*WHAT IS REQUIRED*: Don't include pictures. Quote the lines below from the first through the line that contains "</SearchFrame>".
== DATA EXCERPT ==
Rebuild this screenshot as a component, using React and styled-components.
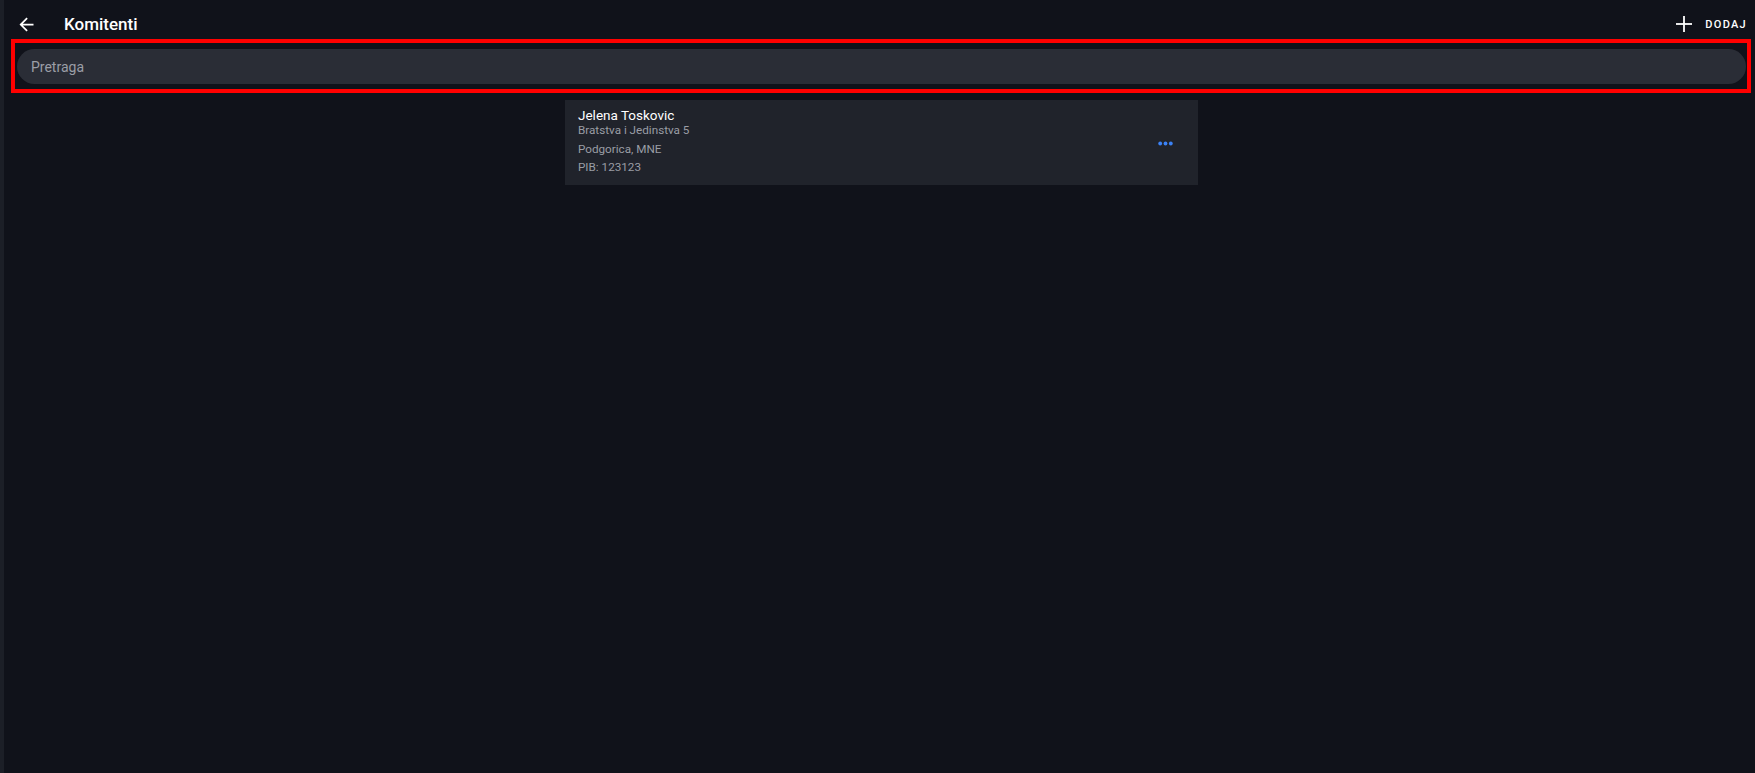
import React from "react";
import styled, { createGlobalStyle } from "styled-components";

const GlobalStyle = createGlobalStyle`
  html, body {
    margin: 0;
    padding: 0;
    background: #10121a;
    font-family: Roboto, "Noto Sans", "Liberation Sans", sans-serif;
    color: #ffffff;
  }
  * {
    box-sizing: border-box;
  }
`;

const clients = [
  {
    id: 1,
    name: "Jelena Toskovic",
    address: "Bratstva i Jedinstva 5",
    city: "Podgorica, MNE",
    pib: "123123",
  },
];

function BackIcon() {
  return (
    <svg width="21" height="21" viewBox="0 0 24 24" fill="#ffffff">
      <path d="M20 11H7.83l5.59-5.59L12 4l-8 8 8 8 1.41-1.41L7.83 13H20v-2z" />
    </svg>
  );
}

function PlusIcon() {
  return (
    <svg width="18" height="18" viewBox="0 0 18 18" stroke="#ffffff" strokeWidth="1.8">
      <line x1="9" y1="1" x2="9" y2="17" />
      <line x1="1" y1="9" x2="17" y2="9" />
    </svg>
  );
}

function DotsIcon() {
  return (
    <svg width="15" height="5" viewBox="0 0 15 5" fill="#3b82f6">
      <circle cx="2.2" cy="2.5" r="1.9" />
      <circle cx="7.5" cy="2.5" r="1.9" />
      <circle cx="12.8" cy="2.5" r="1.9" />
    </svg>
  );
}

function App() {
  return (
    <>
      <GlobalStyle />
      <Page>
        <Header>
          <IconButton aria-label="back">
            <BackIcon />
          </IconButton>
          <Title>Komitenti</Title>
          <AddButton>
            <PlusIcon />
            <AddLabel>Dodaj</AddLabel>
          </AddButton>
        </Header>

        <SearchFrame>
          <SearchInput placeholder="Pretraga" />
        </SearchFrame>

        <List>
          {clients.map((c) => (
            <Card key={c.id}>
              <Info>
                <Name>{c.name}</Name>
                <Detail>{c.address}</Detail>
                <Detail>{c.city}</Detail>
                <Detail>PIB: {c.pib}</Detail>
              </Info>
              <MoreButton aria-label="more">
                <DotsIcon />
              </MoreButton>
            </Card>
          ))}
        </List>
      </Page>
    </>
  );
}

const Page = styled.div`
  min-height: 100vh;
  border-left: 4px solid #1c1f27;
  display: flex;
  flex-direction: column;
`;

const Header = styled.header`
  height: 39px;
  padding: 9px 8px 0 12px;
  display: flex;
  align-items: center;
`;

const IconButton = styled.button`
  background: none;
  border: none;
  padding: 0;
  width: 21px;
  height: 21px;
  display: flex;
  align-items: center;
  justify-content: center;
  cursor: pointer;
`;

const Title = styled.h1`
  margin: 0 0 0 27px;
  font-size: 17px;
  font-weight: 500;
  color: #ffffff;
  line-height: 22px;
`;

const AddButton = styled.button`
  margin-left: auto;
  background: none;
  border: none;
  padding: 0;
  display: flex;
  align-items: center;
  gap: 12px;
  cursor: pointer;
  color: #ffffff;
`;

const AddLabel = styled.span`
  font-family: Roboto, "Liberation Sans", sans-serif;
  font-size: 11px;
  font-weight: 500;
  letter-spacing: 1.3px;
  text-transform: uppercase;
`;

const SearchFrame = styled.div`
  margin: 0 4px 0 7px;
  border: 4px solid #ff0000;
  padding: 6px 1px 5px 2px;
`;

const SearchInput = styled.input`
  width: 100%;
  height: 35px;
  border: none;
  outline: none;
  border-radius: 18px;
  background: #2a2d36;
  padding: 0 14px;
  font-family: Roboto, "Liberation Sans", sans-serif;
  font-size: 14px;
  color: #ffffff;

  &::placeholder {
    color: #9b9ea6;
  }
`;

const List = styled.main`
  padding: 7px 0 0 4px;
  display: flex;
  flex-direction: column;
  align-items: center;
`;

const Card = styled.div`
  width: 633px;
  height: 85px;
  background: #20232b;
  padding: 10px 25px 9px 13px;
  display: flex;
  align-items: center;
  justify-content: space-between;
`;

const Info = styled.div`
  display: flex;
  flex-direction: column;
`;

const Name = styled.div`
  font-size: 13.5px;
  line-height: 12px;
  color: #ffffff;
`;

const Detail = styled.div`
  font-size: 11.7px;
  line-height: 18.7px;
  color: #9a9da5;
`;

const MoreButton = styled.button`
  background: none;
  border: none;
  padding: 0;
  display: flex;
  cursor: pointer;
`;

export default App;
===
*PROBLEM SOLUTION*:
Rebuild this screenshot as a component, using React and styled-components.
import React from "react";
import styled, { createGlobalStyle } from "styled-components";

const GlobalStyle = createGlobalStyle`
  html, body {
    margin: 0;
    padding: 0;
    background: #10121a;
    font-family: Roboto, "Noto Sans", "Liberation Sans", sans-serif;
    color: #ffffff;
  }
  * {
    box-sizing: border-box;
  }
`;

const clients = [
  {
    id: 1,
    name: "Jelena Toskovic",
    address: "Bratstva i Jedinstva 5",
    city: "Podgorica, MNE",
    pib: "123123",
  },
];

function BackIcon() {
  return (
    <svg width="21" height="21" viewBox="0 0 24 24" fill="#ffffff">
      <path d="M20 11H7.83l5.59-5.59L12 4l-8 8 8 8 1.41-1.41L7.83 13H20v-2z" />
    </svg>
  );
}

function PlusIcon() {
  return (
    <svg width="18" height="18" viewBox="0 0 18 18" stroke="#ffffff" strokeWidth="1.8">
      <line x1="9" y1="1" x2="9" y2="17" />
      <line x1="1" y1="9" x2="17" y2="9" />
    </svg>
  );
}

function DotsIcon() {
  return (
    <svg width="15" height="5" viewBox="0 0 15 5" fill="#3b82f6">
      <circle cx="2.2" cy="2.5" r="1.9" />
      <circle cx="7.5" cy="2.5" r="1.9" />
      <circle cx="12.8" cy="2.5" r="1.9" />
    </svg>
  );
}

function App() {
  return (
    <>
      <GlobalStyle />
      <Page>
        <Header>
          <IconButton aria-label="back">
            <BackIcon />
          </IconButton>
          <Title>Komitenti</Title>
          <AddButton>
            <PlusIcon />
            <AddLabel>Dodaj</AddLabel>
          </AddButton>
        </Header>

        <SearchFrame>
          <SearchInput placeholder="Pretraga" />
        </SearchFrame>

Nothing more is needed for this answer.